Task directions:
Starting at the first line of the data, print each line verbatim up to and including the line bearing "string; value?: string;", omitting pictures.

● ● ●

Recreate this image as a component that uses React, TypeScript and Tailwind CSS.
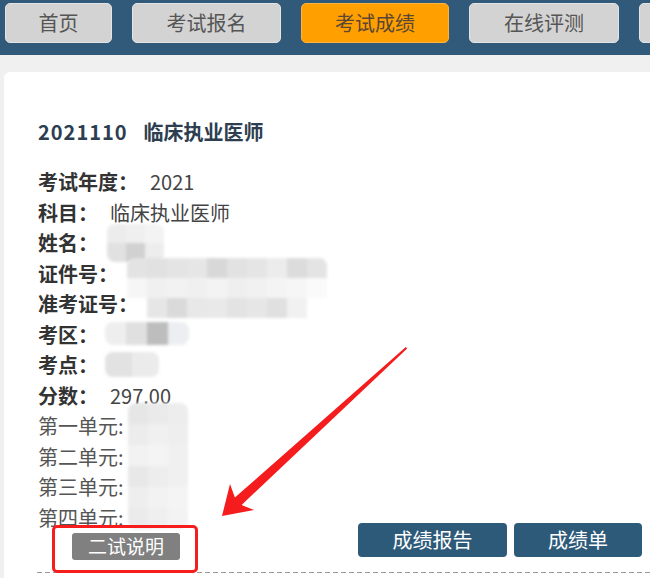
import React from "react";

const tabs = [
  { label: "首页", w: "w-[107px]", active: false },
  { label: "考试报名", w: "w-[149px]", active: false },
  { label: "考试成绩", w: "w-[148px]", active: true },
  { label: "在线评测", w: "w-[150px]", active: false },
  { label: "", w: "w-[150px]", active: false },
];

type Row = { label: string; value?: string; unit?: boolean };

const rows: Row[] = [
  { label: "考试年度：", value: "2021" },
  { label: "科目：", value: "临床执业医师" },
  { label: "姓名：" },
  { label: "证件号：" },
  { label: "准考证号：" },
  { label: "考区：" },
  { label: "考点：" },
  { label: "分数：", value: "297.00" },
  { label: "第一单元:", unit: true },
  { label: "第二单元:", unit: true },
  { label: "第三单元:", unit: true },
  { label: "第四单元:", unit: true },
];

// 打码块 (mosaic)
function Mosaic({ pos, cell, cells }: { pos: string; cell: string; cells: string[][] }) {
  return (
    <div className={`absolute ${pos} flex flex-col overflow-hidden rounded-[8px] blur-[1.5px]`}>
      {cells.map((r, i) => (
        <div key={i} className="flex">
          {r.map((c, j) => (
            <div key={j} className={`${cell} ${c}`} />
          ))}
        </div>
      ))}
    </div>
  );
}

export default function App() {
  return (
    <div className="relative h-[578px] w-[650px] overflow-hidden bg-[#f0f0f0] font-['Noto_Sans_CJK_SC','Microsoft_YaHei',sans-serif]">
      {/* nav */}
      <div className="flex h-[55px] gap-[20px] bg-[#31597a] pl-[5px] pt-[3px]">
        {tabs.map((t, i) => (
          <div
            key={i}
            className={`flex h-[40px] shrink-0 items-center justify-center rounded-[5px] border text-[20px] ${t.w} ${
              t.active
                ? "border-[#ffb340] bg-[#ff9f00] text-[#5a4632]"
                : "border-[#e4e4e4] bg-[#d3d3d3] text-[#555]"
            }`}
          >
            {t.label}
          </div>
        ))}
      </div>

      {/* card */}
      <div className="pl-[4px] pt-[17px]">
        <div className="h-[520px] rounded-tl-[6px] bg-white pl-[34px] pr-[8px]">
          <div className="flex pt-[45px] text-[20px] font-bold leading-[30px] text-[#2d3e50]">
            <span className="tracking-[1px]">2021110</span>
            <span className="ml-[16px]">临床执业医师</span>
          </div>
          <div className="mt-[20px] text-[20px] leading-[30.5px]">
            {rows.map((r) => (
              <div key={r.label} className="flex">
                <span className={r.unit ? "text-[#555]" : "font-bold text-[#333]"}>{r.label}</span>
                {r.value && <span className="ml-[12px] text-[#444]">{r.value}</span>}
              </div>
            ))}
          </div>

          {/* bottom buttons */}
          <div className="-mt-[10px] flex items-start">
            <div className="ml-[34px] mt-[10px] flex h-[27px] w-[108px] items-center justify-center rounded-[3px] bg-[#808080] text-[19px] text-white">
              二试说明
            </div>
            <div className="ml-auto flex gap-[7px]">
              <div className="flex h-[34px] w-[149px] items-center justify-center rounded-[4px] bg-[#2e5a7a] text-[20px] text-white">
                成绩报告
              </div>
              <div className="flex h-[34px] w-[128px] items-center justify-center rounded-[4px] bg-[#2e5a7a] text-[20px] text-white">
                成绩单
              </div>
            </div>
          </div>
          <div className="-mr-[8px] -ml-[1px] mt-[12px] h-px bg-[linear-gradient(to_right,#9a9a9a_5px,transparent_5px)] bg-[length:8px_1px]" />
        </div>
      </div>

      {/* mosaics over private values */}
      <Mosaic
        pos="left-[107px] top-[224px]"
        cell="h-[19px] w-[19px]"
        cells={[
          ["bg-[#ececec]", "bg-[#efefef]", "bg-[#f3f3f3]"],
          ["bg-[#e1e1e1]", "bg-[#d1d1d1]", "bg-[#ededed]"],
        ]}
      />
      <Mosaic
        pos="left-[127px] top-[258px]"
        cell="h-[20px] w-[20px]"
        cells={[
          ["bg-[#e3e3e3]", "bg-[#e1e1e1]", "bg-[#e4e4e4]", "bg-[#e6e6e6]", "bg-[#d8d8d8]", "bg-[#e2e2e2]", "bg-[#e5e5e5]", "bg-[#ececec]", "bg-[#dcdcdc]", "bg-[#e4e4e4]"],
          ["bg-[#f6f6f6]", "bg-[#f0f0f0]", "bg-[#f2f2f2]", "bg-[#f0f0f0]", "bg-[#f3f3f3]", "bg-[#efefef]", "bg-[#f1f1f1]", "bg-[#f4f4f4]", "bg-[#f6f6f6]", "bg-[#fafafa]"],
          ["bg-white", "bg-[#e6e6e6]", "bg-[#dadada]", "bg-[#e8e8e8]", "bg-[#e9e9e9]", "bg-[#e3e3e3]", "bg-[#e6e6e6]", "bg-[#e0e0e0]", "bg-[#f1f1f1]", "bg-white"],
        ]}
      />
      <Mosaic
        pos="left-[105px] top-[322px]"
        cell="h-[23px] w-[21px]"
        cells={[["bg-[#eeeeee]", "bg-[#e0e0e0]", "bg-[#bdbdbd]", "bg-[#eceef2]"]]}
      />
      <Mosaic
        pos="left-[105px] top-[352px]"
        cell="h-[25px] w-[27px]"
        cells={[["bg-[#e2e2e2]", "bg-[#ebebeb]"]]}
      />
      <Mosaic
        pos="left-[128px] top-[403px]"
        cell="h-[21px] w-[20px]"
        cells={[
          ["bg-[#e6e6e6]", "bg-[#eaeaea]", "bg-[#ededed]"],
          ["bg-[#ececec]", "bg-[#f0f0f0]", "bg-[#eeeeee]"],
          ["bg-[#f2f2f2]", "bg-[#f4f4f4]", "bg-[#f0f0f0]"],
          ["bg-[#e8e8e8]", "bg-[#ededed]", "bg-[#f0f0f0]"],
          ["bg-[#eeeeee]", "bg-[#f2f2f2]", "bg-[#f4f4f4]"],
          ["bg-[#ebebeb]", "bg-[#efefef]", "bg-[#f3f3f3]"],
        ]}
      />

      {/* red annotation */}
      <div className="pointer-events-none absolute left-[52px] top-[525px] h-[48px] w-[146px] rounded-[5px] border-[3px] border-[#f81d1d]" />
      <svg className="pointer-events-none absolute left-0 top-0" width="650" height="578">
        <polygon
          points="222,516 254,510 241.6,504.9 407.2,348.5 405.8,347 234.9,497.5 230,484"
          fill="#f41c1c"
        />
      </svg>
    </div>
  );
}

● ● ●

Written response:
Recreate this image as a component that uses React, TypeScript and Tailwind CSS.
import React from "react";

const tabs = [
  { label: "首页", w: "w-[107px]", active: false },
  { label: "考试报名", w: "w-[149px]", active: false },
  { label: "考试成绩", w: "w-[148px]", active: true },
  { label: "在线评测", w: "w-[150px]", active: false },
  { label: "", w: "w-[150px]", active: false },
];

type Row = { label: string; value?: string; unit?: boolean };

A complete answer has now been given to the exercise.